Lee’s legacy and legend was made off the bench as well. He practiced law in Forest before joining the Mississippi Supreme Court, in private law practice and as a district attorney in Scott County. He made his mark as one of the most prolific courtroom lawyers in the state and served as the first president of the Mississippi Trial Lawyers Association.

“In my 28 years as a federal judge, I have not seen a better trial lawyer,” said federal District Judge Tom Lee of his older brother by 25 years, who swore the younger Lee in and spoke at his investiture. “He had a state-wide reputation as a superior trial lawyer before he went to the bench. He was called upon to defend capital cases from around the state. He was not a good, but a great trial lawyer. There was no better lawyer in Mississippi.”

“Intellectually, he just blew me away,” said Sid Salter, former publisher of the Scott County Times in Forest. “He was scary smart, but not pretentious. He could make the most ignorant, uneducated person in the county feel important. He just had the knack about him.”

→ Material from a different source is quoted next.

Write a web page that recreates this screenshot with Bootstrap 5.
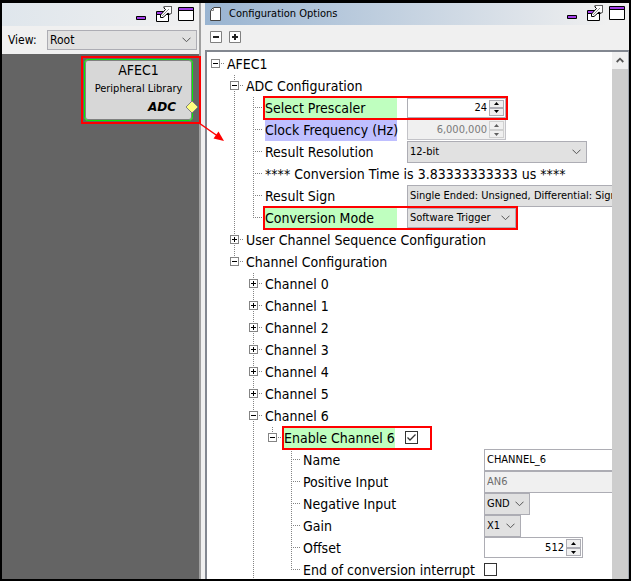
<!DOCTYPE html>
<html lang="en">
<head>
<meta charset="utf-8">
<meta name="viewport" content="width=device-width, initial-scale=1">
<title>Configuration Options</title>
<link href="https://cdn.jsdelivr.net/npm/bootstrap@5.3.0/dist/css/bootstrap.min.css" rel="stylesheet">
<style>
  :root { --ui: "DejaVu Sans Condensed", "DejaVu Sans", sans-serif; --edge: #adadb4; --dot: #848484; }
  body { font-family: var(--ui); font-size: 11px; line-height: 14px; color: #000; background: #f0f0f0; }
  .app { border: 2px solid #000; border-top-width: 3px; }
  svg { display: block; flex: none; }
  .plain-btn { border: 0; padding: 0; background: none; line-height: 0; }

  .side { flex: 0 0 199px; border-right: 2px solid #a0a0a0; }
  .title-left { height: 23px; padding: 0 5px; background: linear-gradient(90deg, #dfe6ec, #f0f0f0); }
  .title-right { height: 22px; padding: 0 4px 0 5px; background: linear-gradient(90deg, #99b4d1, #f0f0f0 95%); }
  .window-btns { gap: 6px; padding-bottom: 1px; }
  .view-bar { height: 28px; padding: 0 2px 0 6px; font-size: 12px; }
  .view-bar label { flex: none; width: 39px; }
  .canvas { background: #646464; }
  .node-frame { left: 79px; right: -2px; top: 2px; height: 68px; border: 2px solid #f00; padding: 1px 6px 1px 1px; }
  .node-box { background: #d7d7d7; border: 1px solid #00f000; border-radius: 4px; box-shadow: inset 0 0 0 1px #808080; padding-top: 2px; }
  .node-name { font-size: 14px; line-height: 16px; }
  .node-kind { line-height: 22px; }
  .node-tag { font-family: "DejaVu Sans", sans-serif; font-size: 12px; line-height: 15px; font-weight: 700; font-style: italic; padding-right: 16px; }
  .port { right: 0; bottom: 8px; }
  .arrow { left: 196px; top: 66px; z-index: 3; }

  .main-pane { margin-left: 4px; }
  .tool-bar { height: 25px; padding: 0 5px; gap: 7px; }
  .tree-pane { border: 2px solid #828790; border-right: 1px solid #a0a5ad; border-bottom: 0; }
  .tree-pane ul { list-style: none; margin: 0; padding: 0 0 0 19px; }
  .tree-pane > .tree-view > ul { padding: 1px 0 0 4px; font-size: 14px; line-height: 22px; }
  .tree-view { flex: 1 1 0; }
  .node-row { display: flex; align-items: center; height: 22px; white-space: nowrap; }
  .tree-view li li:not(:last-child), .tree-view li li.more {
    background: repeating-linear-gradient(180deg, var(--dot) 0 1px, transparent 1px 2px) 4px 0 / 1px 100% no-repeat;
  }
  .tree-view li li:last-child:not(.more) > .node-row {
    background: repeating-linear-gradient(180deg, var(--dot) 0 1px, transparent 1px 2px) 4px 0 / 1px 12px no-repeat;
  }
  .toggle { flex: none; width: 9px; height: 9px; border: 1px solid #848484; padding: 0;
    background: linear-gradient(#000, #000) center / 5px 1px no-repeat #fff; }
  .toggle.plus { background: linear-gradient(#000, #000) center / 5px 1px no-repeat, linear-gradient(#000, #000) center / 1px 5px no-repeat #fff; }
  .stub { flex: none; width: 5px; height: 1px; margin-right: 2px; background: repeating-linear-gradient(90deg, transparent 0 1px, var(--dot) 1px 2px); }
  .stub.leaf { width: 10px; margin-left: 4px; background: repeating-linear-gradient(90deg, var(--dot) 0 1px, transparent 1px 2px); }
  .cap { flex: none; }
  .cap-opt { width: 132px; margin-right: 10px; }
  .cap-chan { width: 111px; margin-right: 10px; }
  .cap-prop { width: 171px; margin-right: 10px; }
  .hl-green { background: #bfffbf; }
  .hl-blue { background: #bfbfff; }
  .callout { display: flex; align-items: center; flex: none; height: 24px; margin: 0 -2px; border: 2px solid #f00; position: relative; z-index: 1; background: #fff; }
  .callout .cap { line-height: 20px; }
  .callout .field, .callout .spin { height: 20px; }

  .field { flex: none; font: 11px/14px var(--ui); height: 22px; min-height: 0; border: 1px solid var(--edge); border-radius: 0; padding: 0 2px; color: #000; background-color: #fff; }
  select.field { padding: 0 18px 0 2px; background-color: #e1e1e1;
    background-image: url("data:image/svg+xml,%3csvg xmlns='http://www.w3.org/2000/svg' viewBox='0 0 9 6'%3e%3cpath d='M.5 .7l4 4 4-4' fill='none' stroke='%23555'/%3e%3c/svg%3e");
    background-size: 9px 6px; background-position: right 5px center; }
  .field:disabled { background-color: #f0f0f0; color: #6d6d6d; }
  select.w-view { height: 20px; font-size: 12px; }
  .w-res { width: 180px; }
  .w-long { width: 300px; }
  .w-mode { width: 109px; }
  .w-gnd { width: 46px; }
  .w-x { width: 37px; }
  .spin { display: flex; flex: none; width: 99px; height: 21px; padding: 1px; border: 1px solid var(--edge); background: #fff; }
  .spin input { flex: 1 1 0; min-width: 0; border: 0; padding: 0 2px; text-align: right; background: transparent; font: 11px/14px var(--ui); color: #000; }
  .spin button { flex: 1 1 0; width: 15px; border: 1px solid var(--edge); padding: 0; background: #f0f0f0; display: flex; align-items: center; justify-content: center; }
  .spin.off { background: #f0f0f0; border-color: #c3c3c8; }
  .spin.off input { color: #7a7a7a; }
  .spin.off button { border-color: #d0d0d0; }
  .spin.off svg { opacity: .6; }
  .tick { appearance: none; flex: none; margin: 0; width: 13px; height: 13px; border: 1px solid #333; background: #fff; border-radius: 0; }
  .tick:checked { background: url("data:image/svg+xml,%3csvg xmlns='http://www.w3.org/2000/svg' viewBox='0 0 11 11'%3e%3cpath d='M1.5 5.5l2.500 2.500 5.500-5.500' fill='none' stroke='%23333' stroke-width='1.300'/%3e%3c/svg%3e") center / 11px 11px no-repeat #fff; }
  .scroller { flex: 0 0 16px; background: #cdcdcd; }
  .scroller button { height: 17px; background: #f0f0f0; }
</style>
<script src="https://cdn.jsdelivr.net/npm/bootstrap@5.3.0/dist/js/bootstrap.bundle.min.js"></script>
</head>
<body>
<svg width="0" height="0" class="position-absolute" aria-hidden="true">
  <symbol id="i-min" viewBox="0 0 10 16"><path d="M.5 10.500h9v3h-9z" fill="#a33ee8" stroke="#000"/></symbol>
  <symbol id="i-pop" viewBox="0 0 16 16"><path d="M.5 5.500h12v10h-12z" fill="#fff" stroke="#000"/><path d="M1 6h11v2H1z" fill="#a33ee8"/><path d="M1 8.500h11" stroke="#000"/><path d="M8 .5h7.500V7l-1.500 1.500-2-1.500-5 4.500H4.500V9l5-5.500L8 2z" fill="#fff" stroke="#000"/><path d="M6 10l7-7M8 .5h7.500V7" stroke="#777" fill="none" stroke-width=".8"/></symbol>
  <symbol id="i-max" viewBox="0 0 16 16"><path d="M.5 1.500h15v13h-15z" fill="#fff" stroke="#000"/><path d="M1 2h14v2H1z" fill="#a33ee8"/><path d="M1 4.500h14" stroke="#000"/></symbol>
  <symbol id="i-up" viewBox="0 0 5 3"><path d="M0 3L2.500 0 5 3z"/></symbol>
  <symbol id="i-down" viewBox="0 0 5 3"><path d="M0 0l2.500 3L5 0z"/></symbol>
</svg>

<div class="app d-flex vh-100 overflow-hidden">
  <aside class="side d-flex flex-column position-relative">
    <div class="title-left d-flex justify-content-end align-items-center">
      <div class="window-btns d-flex">
        <button class="plain-btn" aria-label="Minimize"><svg width="10" height="16"><use href="#i-min"/></svg></button>
        <button class="plain-btn ms-1" aria-label="Float"><svg width="16" height="16"><use href="#i-pop"/></svg></button>
        <button class="plain-btn" aria-label="Maximize"><svg width="16" height="16"><use href="#i-max"/></svg></button>
      </div>
    </div>
    <div class="view-bar d-flex align-items-center">
      <label for="view">View:</label>
      <select id="view" class="form-select field w-view flex-fill w-auto"><option>Root</option></select>
    </div>
    <div class="canvas flex-fill position-relative">
      <div class="node-frame position-absolute">
        <div class="node-box h-100 text-center">
          <div class="node-name">AFEC1</div>
          <div class="node-kind">Peripheral Library</div>
          <div class="node-tag text-end">ADC</div>
        </div>
        <svg class="port position-absolute" width="14" height="14"><path d="M7 1l6 6-6 6-6-6z" fill="#ffff80" stroke="#808080"/></svg>
      </div>
      <svg class="arrow position-absolute" width="28" height="24"><path d="M1 3l20 14" stroke="#f00" stroke-width="1.500"/><path d="M26 21l-10.500-2.500 5-7z" fill="#f00"/></svg>
    </div>
  </aside>

  <main class="main-pane d-flex flex-column flex-fill overflow-hidden">
    <div class="title-right d-flex align-items-center">
      <svg width="11" height="14"><path d="M3.500 .5h7v13H.5v-10z" fill="#fff" stroke="#444"/><path d="M.5 3.500h3v-3" fill="none" stroke="#888"/></svg>
      <span class="ms-1 ps-1 me-auto">Configuration Options</span>
      <div class="window-btns d-flex">
        <button class="plain-btn" aria-label="Minimize"><svg width="10" height="16"><use href="#i-min"/></svg></button>
        <button class="plain-btn ms-1" aria-label="Float"><svg width="16" height="16"><use href="#i-pop"/></svg></button>
        <button class="plain-btn" aria-label="Maximize"><svg width="16" height="16"><use href="#i-max"/></svg></button>
      </div>
    </div>
    <div class="tool-bar d-flex align-items-center">
      <button class="plain-btn" aria-label="Collapse all"><svg width="12" height="12"><path d="M.5 .5h11v11H.5z" fill="#fff" stroke="#808080"/><path d="M3 6h6" stroke="#222" stroke-width="2"/></svg></button>
      <button class="plain-btn" aria-label="Expand all"><svg width="12" height="12"><path d="M.5 .5h11v11H.5z" fill="#fff" stroke="#808080"/><path d="M3 6h6M6 3v6" stroke="#222" stroke-width="2"/></svg></button>
    </div>
    <div class="tree-pane d-flex flex-fill bg-white overflow-hidden">
      <div class="tree-view overflow-hidden">
        <ul>
          <li>
            <div class="node-row"><button class="toggle" aria-label="Collapse"></button><span class="stub"></span><span>AFEC1</span></div>
            <ul>
              <li>
                <div class="node-row"><button class="toggle" aria-label="Collapse"></button><span class="stub"></span><span>ADC Configuration</span></div>
                <ul>
                  <li><div class="node-row"><span class="stub leaf"></span><div class="callout"><label class="cap cap-opt hl-green" for="prescaler">Select Prescaler</label>
                    <div class="spin"><input id="prescaler" value="24"><div class="d-flex flex-column"><button aria-label="Increase"><svg width="5" height="3"><use href="#i-up"/></svg></button><button aria-label="Decrease"><svg width="5" height="3"><use href="#i-down"/></svg></button></div></div></div></div></li>
                  <li><div class="node-row"><span class="stub leaf"></span><label class="cap cap-opt hl-blue" for="clock">Clock Frequency (Hz)</label>
                    <div class="spin off"><input id="clock" value="6,000,000" disabled><div class="d-flex flex-column"><button disabled aria-label="Increase"><svg width="5" height="3"><use href="#i-up"/></svg></button><button disabled aria-label="Decrease"><svg width="5" height="3"><use href="#i-down"/></svg></button></div></div></div></li>
                  <li><div class="node-row"><span class="stub leaf"></span><label class="cap cap-opt" for="resolution">Result Resolution</label><select id="resolution" class="form-select field w-res"><option>12-bit</option></select></div></li>
                  <li><div class="node-row"><span class="stub leaf"></span><span>**** Conversion Time is 3.83333333333 us ****</span></div></li>
                  <li><div class="node-row"><span class="stub leaf"></span><label class="cap cap-opt" for="sign">Result Sign</label><select id="sign" class="form-select field w-long"><option>Single Ended: Unsigned, Differential: Signed</option></select></div></li>
                  <li><div class="node-row"><span class="stub leaf"></span><div class="callout"><label class="cap cap-opt hl-green" for="mode">Conversion Mode</label><select id="mode" class="form-select field w-mode"><option>Software Trigger</option></select></div></div></li>
                </ul>
              </li>
              <li><div class="node-row"><button class="toggle plus" aria-label="Expand"></button><span class="stub"></span><span>User Channel Sequence Configuration</span></div></li>
              <li>
                <div class="node-row"><button class="toggle" aria-label="Collapse"></button><span class="stub"></span><span>Channel Configuration</span></div>
                <ul>
                  <li><div class="node-row"><button class="toggle plus" aria-label="Expand"></button><span class="stub"></span><span>Channel 0</span></div></li>
                  <li><div class="node-row"><button class="toggle plus" aria-label="Expand"></button><span class="stub"></span><span>Channel 1</span></div></li>
                  <li><div class="node-row"><button class="toggle plus" aria-label="Expand"></button><span class="stub"></span><span>Channel 2</span></div></li>
                  <li><div class="node-row"><button class="toggle plus" aria-label="Expand"></button><span class="stub"></span><span>Channel 3</span></div></li>
                  <li><div class="node-row"><button class="toggle plus" aria-label="Expand"></button><span class="stub"></span><span>Channel 4</span></div></li>
                  <li><div class="node-row"><button class="toggle plus" aria-label="Expand"></button><span class="stub"></span><span>Channel 5</span></div></li>
                  <li class="more">
                    <div class="node-row"><button class="toggle" aria-label="Collapse"></button><span class="stub"></span><span>Channel 6</span></div>
                    <ul>
                      <li>
                        <div class="node-row"><button class="toggle" aria-label="Collapse"></button><span class="stub"></span><div class="callout pe-2"><label class="cap cap-chan hl-green" for="enable6">Enable Channel 6</label><input id="enable6" type="checkbox" class="tick me-1" checked></div></div>
                        <ul>
                          <li><div class="node-row"><span class="stub leaf"></span><label class="cap cap-prop" for="ch-name">Name</label><input id="ch-name" class="field w-long" value="CHANNEL_6"></div></li>
                          <li><div class="node-row"><span class="stub leaf"></span><label class="cap cap-prop" for="ch-pos">Positive Input</label><input id="ch-pos" class="field w-long" value="AN6" disabled></div></li>
                          <li><div class="node-row"><span class="stub leaf"></span><label class="cap cap-prop" for="ch-neg">Negative Input</label><select id="ch-neg" class="form-select field w-gnd"><option>GND</option></select></div></li>
                          <li><div class="node-row"><span class="stub leaf"></span><label class="cap cap-prop" for="ch-gain">Gain</label><select id="ch-gain" class="form-select field w-x"><option>X1</option></select></div></li>
                          <li><div class="node-row"><span class="stub leaf"></span><label class="cap cap-prop" for="ch-off">Offset</label>
                            <div class="spin"><input id="ch-off" value="512"><div class="d-flex flex-column"><button aria-label="Increase"><svg width="5" height="3"><use href="#i-up"/></svg></button><button aria-label="Decrease"><svg width="5" height="3"><use href="#i-down"/></svg></button></div></div></div></li>
                          <li><div class="node-row"><span class="stub leaf"></span><label class="cap cap-prop" for="ch-int">End of conversion interrupt</label><input id="ch-int" type="checkbox" class="tick"></div></li>
                        </ul>
                      </li>
                    </ul>
                  </li>
                </ul>
              </li>
            </ul>
          </li>
        </ul>
      </div>
      <div class="scroller">
        <button class="plain-btn w-100 d-flex align-items-center justify-content-center" aria-label="Scroll up"><svg width="8" height="6"><path d="M.7 5L4 1.700 7.300 5" fill="none" stroke="#555" stroke-width="1.800"/></svg></button>
      </div>
    </div>
  </main>
</div>
</body>
</html>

During his tenure on the Court, Lee never once moved to Jackson and probably never even thought about it. He was a champion for his hometown of Forest, where he still lives today at 97. He was a confidante of a number of mayors in Forest for years and helped use his influence to get things done in Forest. He was “the kind of person small towns cannot do without,” Salter said.

But no matter the acclaim he garnered at the top of the Mississippi judicial heap, he was never too far away from his Forest roots.

“He was really kind of a quiet guy,” said Salter. He was not a guy to do a lot of high society stuff; he did what he had to do and what his wife made him do. If I ran into him at the post office on Saturdays, I never felt like I was talking to Judge Lee. He was just Roy Noble.”